Saturday, February 18, 2012

The Muppets Movie Review

It’s been 15 years since the last time the Muppets graced cinema screens. I haven’t seen The Muppets in a movie since they took Manhattan 25 years ago. Someone in Hollywood apparently thought it was worth a shot to bring them back. Really they took a chance on Jason Segel and Nicholas Stoller, who came up with a story and pitched it successfully to Disney studio executives. Lo and behold, The Muppets, directed by James Bobin, has turned out to be one of the most successful Muppet movies.

Because it’s been so long since they went away the story has to awkwardly cater to their old fans while introducing them anew to the next generation. I don’t know if this is a franchise Disney can maintain because the one thing that remains certain after seeing this film is that the Muppets are analog characters in a digital age.


Segel plays Gary, whose brother Walter is a Muppet-like puppet although in this world no distinctions are drawn between Muppets and humans except that Walter felt out of place his whole life until he discovered “The Muppet Show.” All he’s ever wanted to do was to see the real Muppet studio in Hollywood. His dream comes true when Gary invites him along on an anniversary getaway with his girlfriend Mary (Amy Adams).

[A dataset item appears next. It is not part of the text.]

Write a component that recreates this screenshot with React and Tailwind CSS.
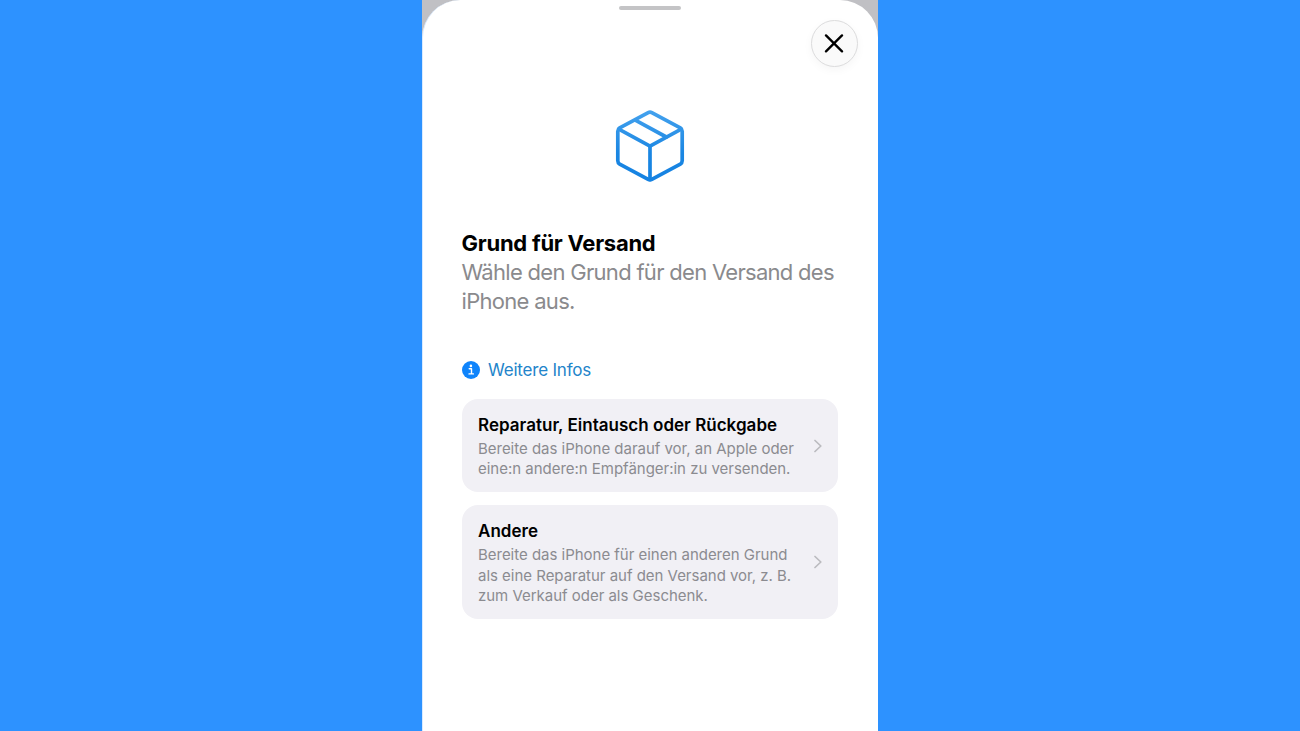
const options = [
  {
    title: "Reparatur, Eintausch oder Rückgabe",
    lines: [
      "Bereite das iPhone darauf vor, an Apple oder",
      "eine:n andere:n Empfänger:in zu versenden.",
    ],
  },
  {
    title: "Andere",
    lines: [
      "Bereite das iPhone für einen anderen Grund",
      "als eine Reparatur auf den Versand vor, z. B.",
      "zum Verkauf oder als Geschenk.",
    ],
  },
];

function BoxIcon() {
  return (
    <svg width="76" height="76" viewBox="0 0 76 76" fill="none">
      <defs>
        <linearGradient id="box" x1="0" y1="2" x2="0" y2="74" gradientUnits="userSpaceOnUse">
          <stop offset="0" stopColor="#44a2ee" />
          <stop offset="0.6" stopColor="#1a86e2" />
          <stop offset="1" stopColor="#1582e2" />
        </linearGradient>
      </defs>
      <g stroke="url(#box)" strokeWidth="3.7" strokeLinejoin="round" strokeLinecap="round">
        <path d="M36.2 4.6Q38 3.6 39.8 4.6L68.3 19.8Q70.2 21 70.2 23.2V52.8Q70.2 55 68.3 56.1L39.8 71.4Q38 72.4 36.2 71.4L7.7 56.1Q5.8 55 5.8 52.8V23.2Q5.8 21 7.7 19.8Z" />
        <path d="M6.8 21.2L38 38.2L69.2 21.2" />
        <path d="M38 38.2V71.5" />
        <path d="M23.3 12.2L54.3 29" />
      </g>
    </svg>
  );
}

function CloseButton() {
  return (
    <button
      type="button"
      aria-label="Schließen"
      className="flex size-[47px] items-center justify-center rounded-full border border-[#dcdcdd] bg-[#fafafa] pr-px shadow-[0_3px_10px_rgba(0,0,0,0.04)]"
    >
      <svg width="20" height="20" viewBox="0 0 20 20" fill="none">
        <path d="M2 2.4L18 18.4M18 2.4L2 18.4" stroke="#000" strokeWidth="2.3" strokeLinecap="round" />
      </svg>
    </button>
  );
}

function InfoIcon() {
  return (
    <svg width="18" height="18" viewBox="0 0 18 18">
      <circle cx="9" cy="9" r="9" fill="#0f84fb" />
      <circle cx="8.9" cy="4.9" r="1.3" fill="#fff" />
      <path
        d="M7.2 7.8H9.5V12.8M7 12.9H11.4"
        fill="none"
        stroke="#fff"
        strokeWidth="1.4"
        strokeLinecap="round"
        strokeLinejoin="round"
      />
    </svg>
  );
}

function OptionCard({ title, lines }) {
  return (
    <button
      type="button"
      className="flex w-full items-center justify-between rounded-[16px] bg-[#f1f0f5] pt-[14.6px] pr-4 pb-3 pl-[16.5px] text-left"
    >
      <span className="block">
        <span className="block text-[17px] leading-[23px] font-semibold tracking-[0.02px] text-black">
          {title}
        </span>
        <span className="mt-[2px] block text-[15px] leading-[20.8px] tracking-[-0.02px] whitespace-nowrap text-[#8b8b90]">
          {lines.map((line) => (
            <span key={line} className="block">
              {line}
            </span>
          ))}
        </span>
      </span>
      <svg width="8" height="14" viewBox="0 0 8 14" fill="none" className="mb-[2px] shrink-0">
        <path d="M1 1.5L6.8 7L1 12.5" stroke="#bbbbbf" strokeWidth="1.7" strokeLinecap="round" strokeLinejoin="round" />
      </svg>
    </button>
  );
}

export default function App() {
  return (
    <div className="flex h-[731px] justify-center overflow-hidden bg-[#2d92ff] font-['Inter','Liberation_Sans',sans-serif]">
      <div className="w-[456px] bg-[#c0c0c4]">
        <main className="relative flex h-full flex-col rounded-t-[38px] border-l border-[#d8eaff] bg-white pr-[40px] pl-[38.5px]">
          <div className="mt-[6px] h-1 w-[62px] self-center rounded-full bg-[#c4c4c6]" />
          <div className="absolute top-[19.5px] right-5">
            <CloseButton />
          </div>

          <div className="mt-[98px] flex justify-center">
            <BoxIcon />
          </div>

          <h1 className="mt-[45px] text-[22px] leading-[29px] font-bold tracking-[-0.26px] text-black">
            Grund für Versand
          </h1>
          <p className="text-[22px] leading-[29px] tracking-[-0.7px] whitespace-nowrap text-[#8a8a8d]">
            Wähle den Grund für den Versand des
            <br />
            iPhone aus.
          </p>

          <a className="mt-[42px] flex h-6 items-center gap-2 pl-[0.5px] text-[17px] tracking-[-0.2px] text-[#2384ca]">
            <InfoIcon />
            <span className="pt-px">Weitere Infos</span>
          </a>

          <div className="mt-[17px] flex flex-col gap-[13px]">
            {options.map((option) => (
              <OptionCard key={option.title} {...option} />
            ))}
          </div>
        </main>
      </div>
    </div>
  );
}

Of course this being a Muppet movie there will be some big dramatic development to set the plot in motion. In this case, an oil tycoon appropriately named Tex Richman (Chris Cooper) has discovered untapped reserves beneath the studio and it will be his unless they can raise $10 million. Walter overhears all this and convinces Gary and Mary to go seek out Kermit the Frog so they can round up “the old gang” to put on one more show to raise the money.

The sequence of going around to gather the Muppets in their respective new lives serves as a way to bridge the gap between those old fans and the potential new ones. It’s also vaguely reminiscent of The Blues Brothers. One of the characters, however, realizes that it will take far too much screen time to do this for every one of them, so they recommend a montage. This type of humor was popularized by the Zucker-Abrahams-Zucker team with films like Airplane, Top Secret!, and The Naked Gun. It would be amusing if it didn’t feel entirely dated, especially when they take a quick jaunt to Paris to round up Miss Piggy and they “travel by map.” Raiders of the Lost Ark was made 30 years ago and even that film was calling attention to a style popularized in the 30s. Chris Cooper’s villain is satirically cartoonish in the way Dr. Evil was in the Austin Powers series. When he commands his underlings to provide a “maniacal laugh” I couldn’t stop thinking about Dr. Evil and his henchman with their big guffaws after announcing their plans for world domination.

Yes, there is something nostalgic and almost exciting about seeing the Muppets together again. But I can’t get past the oddness of it. They belong to another time it seems. There’s an innocence to their characters that doesn’t quite fit the new millennium. Looking at Animal and his band mates I couldn’t help but think about the fact that those kind of hippie musicians don’t really exist anymore.

As a musical, the songwriting leaves something to be desired. None of the songs really moved me a whole lot, least of all the Oscar-nominated song “Man or Muppet,” a duet between Gary and Walter in which each wonders which of the two he really is. For kids entertainment you can do a whole lot worse, that’s for sure. It was all just so benign and good-hearted and kind of dull. All except for Animal of course, who has always been my favorite Muppet. When we meet him he’s in an anger management center with Jack Black as his guru. “Drum” is his trigger word and so he’s forbidden from playing the drums. Later they’ll kidnap Jack Black to use as their celebrity guest star on the show, one of the contractual obligations set down by the TV executive (Rashida Jones) who gives them air time.

There are some pretty good celebrity cameos like Alan Arkin as the Muppet studio tour guide and Zach Galifianakis as Hobo Joe, initially their only audience member, but I often found myself wishing for a time in the past that The Muppets seems so desperate to recall and hold onto. I just wasn’t feeling it. Maybe I’m too much man and not enough Muppet.